私が曲を作って、それから歌詞を頂きました。曲は、ポップかつ走り抜けるような感じにしたいなと思い、カフェで鼻歌を歌いながら作りました。まずテンポを二拍にしようと決めてから、皆さんが馴染みのある、耳に残りやすいメロディをサビに入れました。「るみちゃん★○トミタ栞」だからできることをしたくて、サビの声に思いきり加工を入れて遊んでみたのが特徴です。お題があり曲を書くということが初めてだったので、とても楽しかったです。

――歌詞を読んだ感想はいかがでしたか?

正直言うと、最初は意味が分からないと思う部分もありました(笑)。
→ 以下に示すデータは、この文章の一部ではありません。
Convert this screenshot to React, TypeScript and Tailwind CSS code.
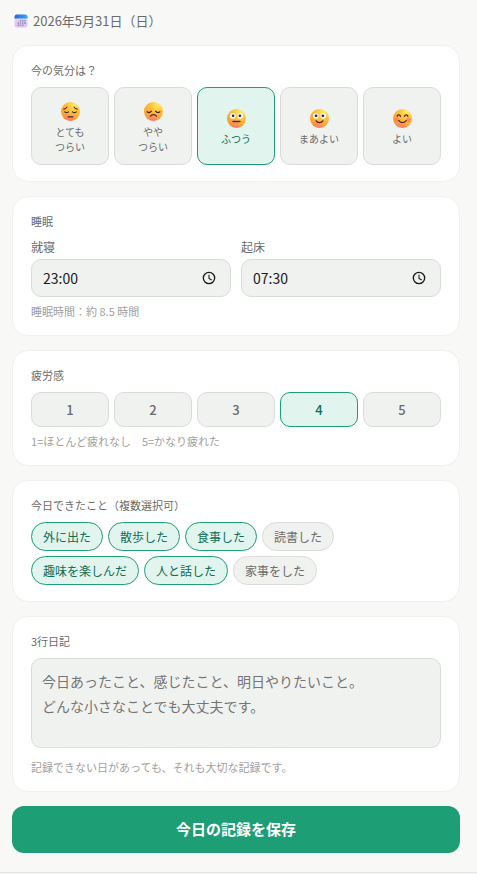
import { useState } from "react";
import type { ReactNode } from "react";

const moods = [
  { id: "very-hard", lines: ["とても", "つらい"] },
  { id: "hard", lines: ["やや", "つらい"] },
  { id: "normal", lines: ["ふつう"] },
  { id: "fair", lines: ["まあよい"] },
  { id: "good", lines: ["よい"] },
];

const activities = [
  "外に出た",
  "散歩した",
  "食事した",
  "読書した",
  "趣味を楽しんだ",
  "人と話した",
  "家事をした",
];

const on = "border-[#1d9e75] bg-[#e1f4ed] text-[#0f6e56]";
const off = "border-[#d9dcd9] bg-[#f0f2f0] text-[#6b6b6b]";

const CalendarIcon = () => (
  <svg viewBox="0 0 28 28" className="size-3.5" aria-hidden="true">
    <defs>
      <linearGradient id="cal-page" x1="0" y1="0" x2="0" y2="1">
        <stop offset="0" stopColor="#e6e0f2" />
        <stop offset="1" stopColor="#dcc3ee" />
      </linearGradient>
      <linearGradient id="cal-top" x1="0" y1="0" x2="1" y2="0">
        <stop offset="0" stopColor="#2a63dc" />
        <stop offset="1" stopColor="#33a9ff" />
      </linearGradient>
    </defs>
    <rect x="1" y="1" width="26" height="26" rx="5" fill="url(#cal-page)" />
    <path d="M1 9V6a5 5 0 0 1 5-5h16a5 5 0 0 1 5 5v3z" fill="url(#cal-top)" />
    <g fill="#9a8cb8">
      <rect x="11.5" y="12" width="3" height="3" />
      <rect x="16" y="12" width="3" height="3" />
      <rect x="20.5" y="12" width="3" height="3" />
      <rect x="7" y="16.5" width="3" height="3" />
      <rect x="11.5" y="16.5" width="3" height="3" />
      <rect x="16" y="16.5" width="3" height="3" />
      <rect x="7" y="21" width="3" height="3" />
      <rect x="11.5" y="21" width="3" height="3" />
      <rect x="16" y="21" width="3" height="3" />
    </g>
    <rect x="20.5" y="16.5" width="3" height="3" fill="#3b82f6" />
  </svg>
);

const ClockIcon = () => (
  <svg
    viewBox="0 0 24 24"
    className="size-4 shrink-0"
    fill="none"
    stroke="#1a1a1a"
    strokeWidth="2"
    aria-hidden="true"
  >
    <circle cx="12" cy="12" r="8.5" />
    <path d="M12 7v5.500l4 2.500" strokeWidth="1.6" />
  </svg>
);

const features: Record<string, ReactNode> = {
  "very-hard": (
    <>
      <path d="M4 10.5c2 0 3.8-1.2 4.8-3.2M19.200 7.300c1 2 2.800 3.200 4.800 3.200" strokeWidth="1.5" />
      <path d="M5.500 14.500c1.500 1.400 4 1.400 5.500 0M17 14.500c1.500 1.400 4 1.400 5.500 0" />
      <path d="M10.500 22h7" />
    </>
  ),
  hard: (
    <>
      <path d="M4.500 14.500c2 1.400 4.800 1.200 6.500-1M17 13.500c1.700 2.200 4.500 2.400 6.500 1" />
      <path d="M9.500 21c1.800-3 7.200-3 9 0" />
    </>
  ),
  normal: <path d="M9 18.500h10" strokeWidth="2.4" />,
  fair: <path d="M9 17.500c2 3.300 8 3.300 10 0" />,
  good: (
    <>
      <path d="M6 11c.6-3.200 4.400-3.200 5 0M17 11c.6-3.200 4.400-3.200 5 0" />
      <path d="M8.500 17c2.200 4 8.800 4 11 0" />
    </>
  ),
};

const Face = ({ id }: { id: string }) => (
  <svg viewBox="0 0 28 28" className="my-[3px] size-[19px]" aria-hidden="true">
    <defs>
      <radialGradient id={`face-${id}`} cx="0.72" cy="0.15" r="0.95">
        <stop offset="0" stopColor="#ffec5c" />
        <stop offset="0.45" stopColor="#ffbd38" />
        <stop offset="1" stopColor="#f79436" />
      </radialGradient>
      <radialGradient id={`glow-${id}`} cx="0.4" cy="1.1" r="0.5">
        <stop offset="0" stopColor="#ff5da0" stopOpacity="0.8" />
        <stop offset="1" stopColor="#ff6f8a" stopOpacity="0" />
      </radialGradient>
    </defs>
    <circle cx="14" cy="14" r="14" fill={`url(#face-${id})`} />
    <circle cx="14" cy="14" r="14" fill={`url(#glow-${id})`} />
    {id === "good" && (
      <g fill="#ff5f6d" opacity="0.5">
        <circle cx="5.5" cy="16" r="3.5" />
        <circle cx="22.5" cy="16" r="3.5" />
      </g>
    )}
    {(id === "normal" || id === "fair") && (
      <>
        <g fill="#fff">
          <circle cx="8.5" cy="10" r="4.2" />
          <circle cx="19.5" cy="10" r="4.2" />
        </g>
        <g fill="#3b2438">
          <circle cx="9" cy="10" r="2" />
          <circle cx="19" cy="10" r="2" />
        </g>
      </>
    )}
    <g fill="none" stroke="#4a2432" strokeWidth="1.8" strokeLinecap="round">
      {features[id]}
    </g>
  </svg>
);

const Card = ({ title, children }: { title: string; children: ReactNode }) => (
  <section className="rounded-2xl border border-[#f0f1ef] bg-white px-[18px] py-4">
    <h2 className="mb-2 text-[11px] leading-[17px] text-[#6b6b6b]">{title}</h2>
    {children}
  </section>
);

const Hint = ({ children }: { children: ReactNode }) => (
  <p className="mt-1.5 text-[11px] leading-4 text-[#a0a0a0]">{children}</p>
);

type TimeFieldProps = {
  id: string;
  label: string;
  value: string;
  onChange: (value: string) => void;
};

// plain text field so the 24-hour clock is kept in every locale
const TimeField = ({ id, label, value, onChange }: TimeFieldProps) => (
  <div className="min-w-0 flex-1">
    <label htmlFor={id} className="mb-[3px] block text-xs leading-[18px] text-[#6b6b6b]">
      {label}
    </label>
    <div className="flex h-[38px] items-center rounded-[10px] border border-[#d9dcd9] bg-[#f0f2f0] pr-[13px] pl-[11px]">
      <input
        id={id}
        type="text"
        inputMode="numeric"
        maxLength={5}
        value={value}
        onChange={(e) => onChange(e.target.value)}
        className="min-w-0 flex-1 bg-transparent text-sm text-[#1a1a1a] outline-none"
      />
      <ClockIcon />
    </div>
  </div>
);

const sleepHours = (bed: string, wake: string) => {
  const [bh, bm] = bed.split(":").map(Number);
  const [wh, wm] = wake.split(":").map(Number);
  const minutes = (wh * 60 + wm - bh * 60 - bm + 1440) % 1440;
  return Number.isNaN(minutes) ? "-" : (minutes / 60).toFixed(1);
};

export default function App() {
  const [mood, setMood] = useState("normal");
  const [bed, setBed] = useState("23:00");
  const [wake, setWake] = useState("07:30");
  const [fatigue, setFatigue] = useState(4);
  const [done, setDone] = useState([
    "外に出た",
    "散歩した",
    "食事した",
    "趣味を楽しんだ",
    "人と話した",
  ]);
  const [diary, setDiary] = useState("");

  const toggle = (name: string) =>
    setDone(done.includes(name) ? done.filter((d) => d !== name) : [...done, name]);

  return (
    <div
      lang="ja"
      className="min-h-screen bg-[#f8f8f6] font-['Noto_Sans_CJK_JP',sans-serif]"
    >
      <main className="flex flex-col gap-3.5 border-b border-[#e4e5e3] pt-2.5 pr-[17px] pb-[19px] pl-3">
        <header className="flex items-center gap-[5px] px-0.5 text-[13px] leading-[21px] text-[#6b6b6b]">
          <CalendarIcon />
          <time dateTime="2026-05-31">2026年5月31日（日）</time>
        </header>

        <Card title="今の気分は？">
          <div className="grid grid-cols-5 gap-[5px]">
            {moods.map((m) => (
              <button
                key={m.id}
                type="button"
                aria-pressed={mood === m.id}
                onClick={() => setMood(m.id)}
                className={`flex aspect-square flex-col items-center justify-center rounded-[10px] border text-[10px] leading-[15px] ${
                  mood === m.id ? on : off
                }`}
              >
                <Face id={m.id} />
                {m.lines.map((line) => (
                  <span key={line}>{line}</span>
                ))}
              </button>
            ))}
          </div>
        </Card>

        <Card title="睡眠">
          <div className="flex gap-2.5">
            <TimeField id="bed" label="就寝" value={bed} onChange={setBed} />
            <TimeField id="wake" label="起床" value={wake} onChange={setWake} />
          </div>
          <Hint>睡眠時間：約 {sleepHours(bed, wake)} 時間</Hint>
        </Card>

        <Card title="疲労感">
          <div className="grid grid-cols-5 gap-[5px]">
            {[1, 2, 3, 4, 5].map((n) => (
              <button
                key={n}
                type="button"
                aria-pressed={fatigue === n}
                onClick={() => setFatigue(n)}
                className={`h-[35px] rounded-[10px] border text-[13px] font-medium ${
                  fatigue === n ? on : off
                }`}
              >
                {n}
              </button>
            ))}
          </div>
          <Hint>1=ほとんど疲れなし　5=かなり疲れた</Hint>
        </Card>

        <Card title="今日できたこと（複数選択可）">
          <div className="flex flex-wrap gap-[5px]">
            {activities.map((name) => (
              <button
                key={name}
                type="button"
                aria-pressed={done.includes(name)}
                onClick={() => toggle(name)}
                className={`h-[29px] rounded-full border px-[11px] text-xs ${
                  done.includes(name) ? on : off
                }`}
              >
                {name}
              </button>
            ))}
          </div>
        </Card>

        <Card title="3行日記">
          <textarea
            aria-label="3行日記"
            value={diary}
            onChange={(e) => setDiary(e.target.value)}
            placeholder={"今日あったこと、感じたこと、明日やりたいこと。\nどんな小さなことでも大丈夫です。"}
            className="mb-[11px] block h-[90px] w-full resize-none rounded-[10px] border border-[#d9dcd9] bg-[#f0f2f0] p-2.5 text-sm leading-[25px] text-[#1a1a1a] placeholder:text-[#757575]"
          />
          <Hint>記録できない日があっても、それも大切な記録です。</Hint>
        </Card>

        <button
          type="button"
          className="h-[47px] rounded-xl bg-[#1d9e75] text-[15px] font-bold text-white"
        >
          今日の記録を保存
        </button>
      </main>
    </div>
  );
}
「右、右」という歌詞にあるのですが、「どうしてそんなに右を主張するの? どういう意味が込められているんだろう」って疑問に思ってしまって(笑)。でも、何度も読み込むと、原作と重なることがわかったんです。コミックの一巻に、転入生のるみちゃんが教室に入るシーンがあるのですが、クラスメイトの「どこから転校してきたの?」という質問に「右の右の右の果て」と言っていて。それで「だから右なのか」と。原先生に確認したわけではないですが、そういう解釈ができることに気付きました。

――その一方で、綺麗な言葉もちりばめられていますよね。

はい。「命の輝きとか聞かせてね」というフレーズは、「るみちゃんにしてはまともなことを言いすぎじゃない?」と思いました(笑)。ですが、実はその前に「二度寝」というかなり不思議な単語があるんです。「二度寝」のあとに良いことを言っても説得力がないし、「お前が言うなよ」とつっこみたくなると思うんですが、るみちゃんってそういう部分が多々ありますよね。何回か読み、るみちゃん自身から出ている歌詞だということがわかりました。ただずれているだけではなく、捻りが入っている部分がるみちゃんらしさだと思います。

――では、高校時代のトミタさんはどのような女の子でしたか?

私には、くみちゃんのようにツッコんでくれる親友がいるのですが、先日彼女に「私たちってツッコミとボケだよね」と聞いたら「そうだよ」と言われて(笑)。るみちゃん&くみちゃんの関係性に似ているかもしれません。

――トミタさんの天然ぶりがわかるエピソードがあれば、ぜひ。

天然というか、自分では面倒くさがり屋だと思っています。やった方がいいだろうなという気持ちはあっても、面倒臭さが勝ってしまって……。母がお弁当の入れ残しを朝ご飯に出してくれるんですが、食べる時間がない時は、ラップやティッシュにパパッと包んだおかずを、鞄にサッと乗せて登校中に食べていました。漫画のように、食パンを咥えながら家を出た時もあります。あとは、ストローだけ外に出していれば良いやと思って、牛乳の紙パックをそのまま鞄に入れていたら、中身がこぼれていたこともありました(笑)。

――では最後に、次に挑戦してみたいドラマのジャンルを教えて下さい。

「東京ラブストーリー」のような王道ラブストーリーに挑戦したいです。それから、最初は良い子だけど、後半で徐々に本性が出てくる悪役も挑戦してみたいです。今回の作品をきっかけに、また機会があれば演技のお仕事も挑戦してみたいですね!